Financial penalties for employers – is your business at risk?

Financial penalties for employers – is your business at risk?

Financial penalties of up to £5,000 can be awarded against employers who lose cases after 6 April 2014. 

How much can be awarded?

Penalties are subject to a minimum award of £100, and a maximum of £5,000.

The precise amount of the penalty will, in most cases, be assessed by reference to the award made to the successful Claimant. The penalty will be set at half of the total award unless this figure is less than £200, or more than £5,000, in which case the statutory maximum or minimum amounts will be awarded.  The idea is that the penalty should be proportionate to the award.

Multiple claims in respect of the same act and the same Claimant are treated as a single claim, so the most that can be awarded is £5,000.

If a non-financial award has been made, the Tribunal can still impose a penalty and determine the amount payable.

Payments made within 21 days of the order will be discounted by 50%.

Who is the money paid to?

The money raised from imposing penalties will be payable to the Exchequer and will not be a bounty paid to the successful Claimant.

When will a penalty be ordered?

Penalties will not be automatically ordered against you if you lose.  Instead the Tribunal will have discretion to impose a penalty if there are any “aggravating features”.  Even if these exist, it will consider your ability to pay before making an award which will impact more on larger employers considered to have deeper pockets. 

It appears to be open for successful Claimants to ask the Tribunal to make an award, but a Tribunal can also do so without a request being made.

The Government has suggested that the Employment Tribunal is likely to find aggravating features where the action was deliberate or committed with malice, or where the employer has repeatedly breached the employment right concerned.  It also suggests that larger organisations are more likely to be penalised than smaller ones as employers with a dedicated Human Resources team will be expected to get things right – presumably on the basis they should know better.

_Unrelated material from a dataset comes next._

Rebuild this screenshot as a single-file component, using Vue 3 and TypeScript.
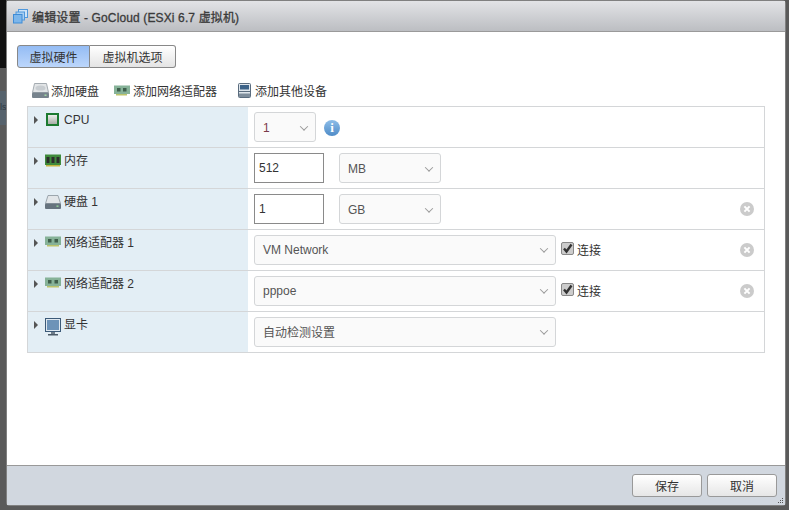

You should not be penalised for unintended or accidental shortcomings and it appears that small businesses with little or no HR support will be given more latitude.

However, very little guidance is available and it is regrettable that businesses will only be able to fully assess the risk being ordered to pay a penalty once cases are reported.

Is there an appeal process?

Yes. Respondents can apply for the Tribunal to review any financial penalty awarded against them unless the Tribunal subsequently awards compensation to the Claimant for a failure to comply with a Tribunal recommendation, reinstatement or re-engagement order.